A pro-Islam group in Washington, DC, says a Jewish columnist's "bigoted and divisive" views should warrant his removal from a panel that oversees a Holocaust museum located in the nation's capital. The controversy centers around recent comments made by the journalist in reacting to an announcement by the nation's first elected Muslim congressman that he intends to use the Koran, instead of the Bible, during his upcoming swearing-in ceremony.
Columnist and talk-radio host Dennis Prager should be removed from the United States Holocaust Memorial Council, which oversees the US Holocaust Memorial Museum — that's the opinion of the Council on American-Islamic Relations (CAIR). Why? Because in a column last week, Prager stated his opinion that Congressman-elect Keith Ellison (D-MN), a Muslim, should take his oath of office on the Holy Bible — not the Koran.
"Insofar as a member of Congress taking an oath to serve America and uphold its values is concerned, America is interested in only one book — the Bible," wrote Prager. "If you are incapable of taking an oath on that book, don't serve in Congress."
Continuing, the columnist wrote that "in your personal life, we will fight for your right to prefer any other book. We will even fight for your right to publish cartoons mocking our Bible. But, Mr. Ellison, America — not you — decides on what book its public servants take their oath.
Since then, the columnist has offered up a solution he believes would satisfy most Americans: have Ellison bring a Bible with him along with his Koran.
"I have no problem with his bringing the Koran," Prager tells Associated Press, "[but] I have a problem with him denying the Bible its proper place.
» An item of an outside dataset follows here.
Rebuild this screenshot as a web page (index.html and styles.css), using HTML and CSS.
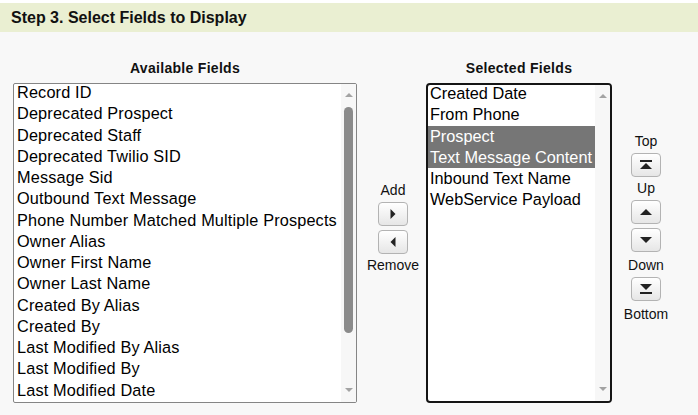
FILE: index.html
```html
<!DOCTYPE html>
<html lang="en">
<head>
    <meta charset="UTF-8">
    <meta name="viewport" content="width=device-width, initial-scale=1.0">
    <title>Select Fields to Display</title>
    <link rel="stylesheet" href="styles.css">
</head>
<body>

<div class="step">
    <h3 class="step-title">Step 3. Select Fields to Display</h3>

    <div class="picker">
        <!-- Campos disponíveis -->
        <div class="list-col available">
            <div class="list-label">Available Fields</div>
            <div class="listbox">
                <ul class="options">
                    <li>Record ID</li>
                    <li>Deprecated Prospect</li>
                    <li>Deprecated Staff</li>
                    <li>Deprecated Twilio SID</li>
                    <li>Message Sid</li>
                    <li>Outbound Text Message</li>
                    <li>Phone Number Matched Multiple Prospects</li>
                    <li>Owner Alias</li>
                    <li>Owner First Name</li>
                    <li>Owner Last Name</li>
                    <li>Created By Alias</li>
                    <li>Created By</li>
                    <li>Last Modified By Alias</li>
                    <li>Last Modified By</li>
                    <li>Last Modified Date</li>
                </ul>
                <div class="scrollbar">
                    <span class="sb-arrow up"><svg width="8" height="4" viewBox="0 0 8 4"><path d="M0 4L4 0L8 4Z"/></svg></span>
                    <span class="sb-thumb"></span>
                    <span class="sb-arrow down"><svg width="8" height="4" viewBox="0 0 8 4"><path d="M0 0L8 0L4 4Z"/></svg></span>
                </div>
            </div>
        </div>

        <!-- Adicionar / remover -->
        <div class="move-col add-remove">
            <div class="btn-label">Add</div>
            <button class="icon-btn" title="Add"><svg width="6" height="10" viewBox="0 0 6 10"><path d="M0.5 0L5.5 5L0.5 10Z"/></svg></button>
            <button class="icon-btn" title="Remove"><svg width="6" height="10" viewBox="0 0 6 10"><path d="M5.5 0L0.5 5L5.5 10Z"/></svg></button>
            <div class="btn-label">Remove</div>
        </div>

        <!-- Campos selecionados -->
        <div class="list-col selected">
            <div class="list-label">Selected Fields</div>
            <div class="listbox focused">
                <ul class="options">
                    <li>Created Date</li>
                    <li>From Phone</li>
                    <li class="is-selected">Prospect</li>
                    <li class="is-selected">Text Message Content</li>
                    <li>Inbound Text Name</li>
                    <li>WebService Payload</li>
                </ul>
                <div class="scrollbar">
                    <span class="sb-arrow up"><svg width="8" height="4" viewBox="0 0 8 4"><path d="M0 4L4 0L8 4Z"/></svg></span>
                    <span class="sb-arrow down"><svg width="8" height="4" viewBox="0 0 8 4"><path d="M0 0L8 0L4 4Z"/></svg></span>
                </div>
            </div>
        </div>

        <!-- Ordenação -->
        <div class="move-col order">
            <div class="btn-label">Top</div>
            <button class="icon-btn" title="Top"><svg width="12" height="10" viewBox="0 0 12 10"><rect x="0" y="0" width="12" height="2"/><path d="M0 9L6 3L12 9Z"/></svg></button>
            <div class="btn-label">Up</div>
            <button class="icon-btn" title="Up"><svg width="12" height="6" viewBox="0 0 12 6"><path d="M0 6L6 0L12 6Z"/></svg></button>
            <button class="icon-btn" title="Down"><svg width="12" height="6" viewBox="0 0 12 6"><path d="M0 0L12 0L6 6Z"/></svg></button>
            <div class="btn-label tall">Down</div>
            <button class="icon-btn" title="Bottom"><svg width="12" height="10" viewBox="0 0 12 10"><path d="M0 0L12 0L6 6Z"/><rect x="0" y="8" width="12" height="2"/></svg></button>
            <div class="btn-label last">Bottom</div>
        </div>
    </div>
</div>

</body>
</html>
```

FILE: styles.css
```css
body {
    font-family: 'Liberation Sans', Arial, sans-serif;
    background-color: #f8f8f8;
    color: #000;
    margin: 0;
    padding: 0;
}
.step-title {
    margin: 0;
    border-top: 3px solid #fff;
    background-color: #eaefd2; /* verde claro */
    height: 29px;
    line-height: 29px;
    padding-left: 11px;
    font-size: 16px;
    font-weight: bold;
    color: #111;
}
.picker {
    display: flex;
    padding: 28px 0 0 13px;
}
.list-col {
    display: flex;
    flex-direction: column;
}
.available {
    width: 344px;
}
.selected {
    width: 186px;
}
.list-label {
    text-align: center;
    font-size: 14px;
    font-weight: bold;
    letter-spacing: 0.3px;
    line-height: 16px;
    margin-bottom: 7px;
    color: #111;
}
.listbox {
    display: flex;
    height: 320px;
    box-sizing: border-box;
    background-color: #fff;
    border: 1px solid #858585;
    border-radius: 2px;
    overflow: hidden;
}
.listbox.focused {
    border: 2px solid #151515;
    border-radius: 4px;
}
.options {
    flex: 1;
    list-style: none;
    margin: -2px 0 0;
    padding: 0;
    overflow: hidden;
}
.options li {
    font-size: 16.3px;
    line-height: 21.25px;
    letter-spacing: 0.15px;
    padding-left: 3px;
    white-space: nowrap;
}
.focused .options li {
    padding-left: 2px;
    letter-spacing: 0;
}
.options li.is-selected {
    background-color: #767676;
    color: #fff;
}
.scrollbar {
    width: 15px;
    flex-shrink: 0;
    display: flex;
    flex-direction: column;
    align-items: center;
    background-color: #f7f7f7;
}
.sb-arrow {
    display: flex;
    align-items: center;
    justify-content: center;
    height: 22px;
    fill: #a3a3a3;
}
.sb-arrow.down {
    margin-top: auto;
    height: 24px;
}
.sb-thumb {
    width: 9px;
    height: 226px;
    margin-top: 1px;
    border-radius: 5px;
    background-color: #8b8b8b;
}
.move-col {
    display: flex;
    flex-direction: column;
    align-items: center;
}
.add-remove {
    width: 66px;
    padding: 119px 0 0 3px;
}
.order {
    width: 68px;
    padding-top: 70px;
}
.btn-label {
    font-size: 14px;
    line-height: 23px;
    color: #111;
}
.btn-label.tall {
    line-height: 24px;
    padding-top: 1px;
}
.btn-label.last {
    padding-top: 2px;
}
.icon-btn {
    width: 30px;
    height: 24px;
    padding: 0;
    display: flex;
    align-items: center;
    justify-content: center;
    border: 1px solid #b3b3b3;
    border-radius: 4px;
    background: linear-gradient(#fff, #e6e6e6);
    fill: #222;
    cursor: pointer;
}
.icon-btn + .icon-btn {
    margin-top: 4px;
}
```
It's the first time since George Washington that someone has substituted a religious text for the Bible." The journalist adds that he seeks no laws to force use of the Bible in the ceremony, "but I do want public pressure on him to include the Bible."
Ibrahim Hooper, a spokesman for CAIR, says Prager's remarks display an intolerance toward Islam — and that the columnist should not insist that the nation's first Muslim congressman be sworn in on a Bible. "That excludes Muslims, it excludes Buddhists, Hindus, people in the Jewish community — and it violates the Constitution in terms of not having a religious test to hold public office," Hooper tells AP.
And such anti-Islam comments, says the CAIR spokesman, deserves appropriate consequences.
"Mr. Prager is a member of the council that governs the US Holocaust Memorial Museum in Washington," notes Hooper, "and we believe that his continued presence on that council would be inappropriate for someone who holds such bigoted and divisive views.
"When you are appointed by the president to a council whose mission is to combat hatred and bigotry, and you hold views that promote hatred and bigotry, there's a problem there."
Prager, who is Jewish, dismisses CAIR as a small Saudi-funded interest group. "It's not exactly a dishonor to be vilified by CAIR," he says. "I believe that that's been a destructive organization that has hurt Muslim/non-Muslim relations in America."
And his call for the Bible to be used is not an issue of personal religious preference, he adds. "I'm a Jew — so the New Testament is not my Bible either. But the Bible… is what gave [America] its values, and I can recognize that even if it isn't entirely my Bible."
Congressman Ellison's campaign manager contends that Prager's premise is false. Dave Colling acknowledges that the incoming lawmaker from Minnesota would be the first to take the oath with the Koran "but most members do not even take an individual oath with any book," he tells the Washington Post. "Keith Ellison will be taking his oath in the chamber [en masse] with the other members of Congress." No Bible or other religious document is used for the oath at that time, says that report.
In addition, notes Colling in the Post, Mr. Ellison has not refused to take an oath on the Bible, because his refusal would imply that such a requirement exists.
When Theodore Roosevelt took his oath of office in 1901, he was the first and only president to do so without a Bible. Sixty years later, John F. Kennedy took his oath on a Catholic version of the Bible. And several Jewish members of Congress have taken their oath on the Torah.